One of the smartest bond guys in the world has sold all US treasury bonds in the mutual funds he manages. His funds are, I think, the largest fixed income (bond) funds in the world. I believe his bond funds have held more in US Treasuries than any other bond fund in the world. US Treasury Bonds are how Zero finances the federal deficit.
If I interpret that move correctly, he thinks that the price of US Treasuries is going to fall. That means he thinks interest rates in the US are going up a lot. He has reached this conclusion for one of two reasons: (1) He thinks the Fed will not do a quantative easing 3 QE3; or (2) He thinks the fed will soon lose control of US interest rates no matter how much quantative easing it does.
Probable consequences if he is correct: An enormously increased federal deficit as interest carrying cost goes up. Dollar increases in value. Stock market falls a lot. Economy, already weak, slows down a lot. China is really pissed off because, other than the Federal Reserve Board, they are the largest holder of US Treasuries. Possible deflationary spiral as debts that are collateralized by US Treasuries and other fixed income default. Probable sovereign default by other countries as world interest rates increase in response to higher US rates and marginal countries cannot refinance the monies they already owe.
Personally, I believe the US Taxpayer will repudiate the US Debt. Still, it's better than holding stocks...same as treasuries.
Bill Gross Thinks This Recovery Is Not Self-Sustaining And That Our Low Savings Rate Is A Threat
"However, Gross says the biggest long-term threat to the economy is not one often mentioned: it's America's negative net savings rate of 1-2%. "Basically the U.S. is not saving enough money to replace its own capital from the standpoint of depreciation and potential investment," he says."
If it continues, this is a recipe for disaster, he concludes: "Ultimately a country can't grow that way going forward."
“If PIMCOs Gross was expecting deflation/ie lower int. rates...would he not have held onto the bonds?..........Bonds go up in value as interest rates decline in a deflationary environment...”
Interest rates are close to zero right now.

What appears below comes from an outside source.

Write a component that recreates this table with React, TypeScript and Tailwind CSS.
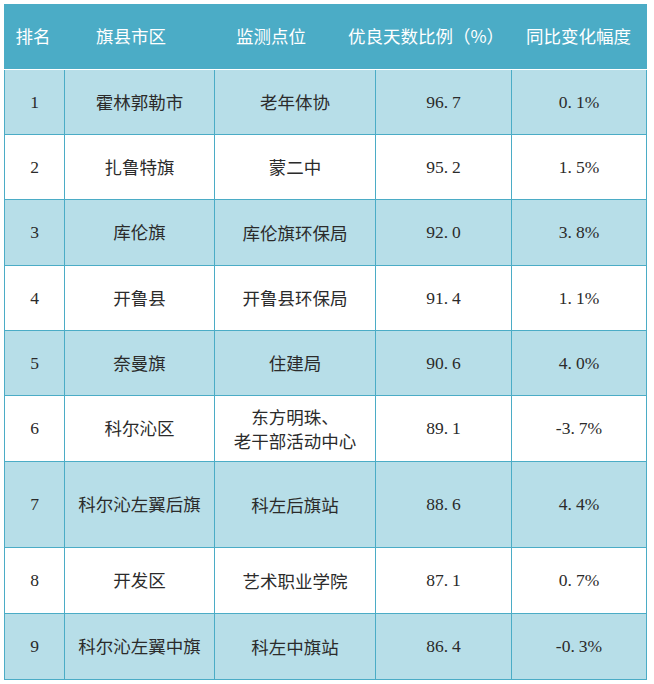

They cannot go any lower. That’s why bonds have been such a nice investment for the past two years. The Fed has lowered interest rates so low that bond prices have gone up. The reverse will be true also.

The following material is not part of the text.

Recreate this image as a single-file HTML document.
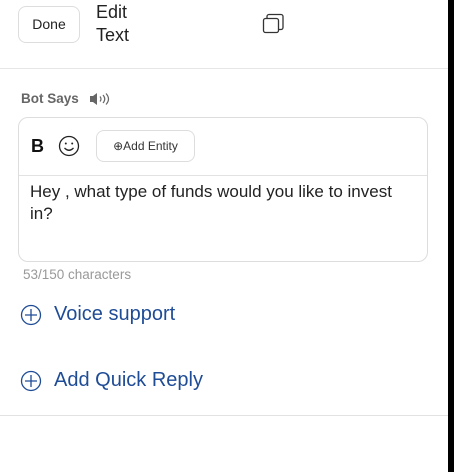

Roubini was one of the people being interviewed when Caruso-Cabrera gasped “You can’t just sit in cash! You have to buy *something*!”
Roubini suffers from the same affliction as most economists: they’re sometimes great on theory, but they know jack-all about actual markets. This is why economists come up with twaddle like EMH on the one side, and Keynesian “stimulus” on the other.
Gross cannot enter the market, if by “market” you mean the market for equities.
He indicates he will get back in bonds if rates go up 1.5% or so (of course, by the time rates climb that much, he may think they need to climb even more for bonds to be at fair value).
My question is... if you have PIMCO bonds in your 401k, should you just leave them alone since Gross has made this move to protect them? Or should you transfer those bonds into money markets?
bump for later
I assume you misspoke. The Dollar will not increase in value as the federal deficit goes up even more. It will decrease in value because the fed will have to print more dollars to keep paying the debt.
I simply cannot see your argument for deflation. The money supply will have to drop for deflation to occur. But what the dickens do I know? Not much!
“Should I sell every US Treasury Bond I have?”
None of us know the answer to that, no matter how much we pontificate. If we did, we would not be posting on FR. We would be somewhere else making a billion dollars. Of course, that is what Gross is trying to do. Nevertheless, following Gross is a loser’s game. By the time you know what he did, it’s too late. For all we know, he is already back in bonds (admittedly very unlikely). He certainly will not tell us he is getting back in until he’s already in.
BTW, I doubt Durden’s assumption that “Bill Gross is now convinced there will be no QE3 at all.” The risk in bonds and mortgage backed securities has been growing more apparent all along, while the Fed bought bonds.